Honestly. People have lost all sense of identity and value in their own culture in this country.

2006-08-16 12:34:09 · answer #5 · answered by Woz 4 · 0 0

I have hosted people from all over the world in my home. From every culture imaginable.
I just say, " Welcome to my home, I am happy to have you here." Later on, when we are all seated around the dining table I ask as many questions as I wish, to learn about them.
Most people are happy to talk about themselves. Don't let the fact that some one is from another country throw you.
People are basically the same , no matter where they are from. Every one wants to be liked, and every one is always flattered when someone else is interested in them and their life.
Talk to them the same as you would anyone else from this country.
Your main duty as a hostess is to make your guests feel welcome and comfortable in your home, no matter if she or he is American or from another country, just be a gracious.

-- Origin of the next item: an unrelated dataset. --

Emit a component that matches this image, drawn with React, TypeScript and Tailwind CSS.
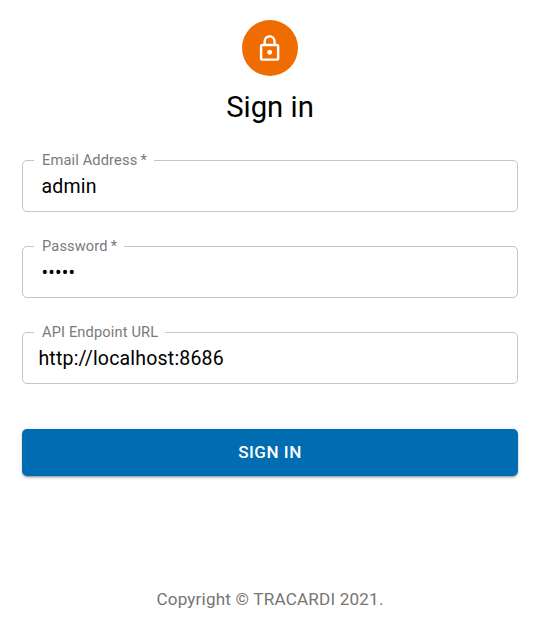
import React from "react";

type FieldProps = { label: string; required?: boolean; value: string; type?: string; legend: string; inset: string };

function Field({ label, required, value, type = "text", legend, inset }: FieldProps) {
  return (
    <div className="relative h-[52px] w-full">
      <input
        type={type}
        defaultValue={value}
        aria-label={label}
        className={`h-full w-full rounded-[5px] border border-[#c4c4c4] bg-white pr-4 text-[19.52px] tracking-[0.19px] text-black outline-none ${inset}`}
      />
      <span className={`absolute left-3 -top-2 h-4 bg-white pl-2 text-[14.64px] leading-4 tracking-[0.137px] whitespace-nowrap text-[#7a7a7a] ${legend}`}>
        {label}
        {required && "\u2009*"}
      </span>
    </div>
  );
}

export default function App() {
  return (
    <main className="flex h-[623px] w-[540px] flex-col items-center bg-white px-[22px] pt-5 font-['Roboto',sans-serif] text-black">
      <div className="flex size-14 shrink-0 items-center justify-center rounded-full bg-[#ef6c00]">
        <svg viewBox="0 0 24 24" className="mt-px size-[29.25px] fill-white">
          <path d="M12 17c1.1 0 2-.9 2-2s-.9-2-2-2-2 .9-2 2 .9 2 2 2zm6-9h-1V6c0-2.76-2.24-5-5-5S7 3.24 7 6v2H6c-1.1 0-2 .9-2 2v10c0 1.1.9 2 2 2h12c1.1 0 2-.9 2-2V10c0-1.1-.9-2-2-2zM8.900 6c0-1.710 1.390-3.100 3.100-3.100s3.100 1.390 3.100 3.100v2H8.900V6zM18 20H6V10h12v10z" />
        </svg>
      </div>
      <h1 className="mt-3 text-[29.28px] leading-[38px]">Sign in</h1>
      <form className="mt-[34px] flex w-full flex-col gap-[34px]">
        <Field label="Email Address" required value="admin" legend="w-[120px]" inset="pl-[18.5px]" />
        <Field label="Password" required value="admin" type="password" legend="w-[90px]" inset="pl-[18.5px]" />
        <Field label="API Endpoint URL" value="http://localhost:8686" legend="w-[131px]" inset="pl-[15.4px]" />
        <button type="button" className="mt-[11px] h-[47px] w-full rounded-[5px] bg-[#006db3] text-[17.08px] font-medium tracking-[0.488px] text-white shadow-[0_3px_1px_-2px_rgba(0,0,0,.2),0_2px_2px_rgba(0,0,0,.14),0_1px_5px_rgba(0,0,0,.12)]">
          SIGN IN
        </button>
      </form>
      <p className="mt-[111px] text-[17.08px] leading-6 tracking-[0.2px] text-[#757575]">Copyright © TRACARDI 2021.</p>
    </main>
  );
}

2006-08-16 16:39:39 · answer #6 · answered by pinegreen7 2 · 0 0

I believe that a very friendly and earnest smile would perfectly do the job in any culture around the world.

2006-08-16 12:02:37 · answer #7 · answered by moe 2 · 0 0

Make them wait to greet you.

2006-08-16 11:48:45 · answer #8 · answered by jrealitytv 6 · 0 0

i would greet them like i do anyone else throw them a beer and tell them to get naked. lol

2006-08-16 11:46:16 · answer #9 · answered by lisathebestone 4 · 1 0

greet how you greet, then let them explain to you how they greet.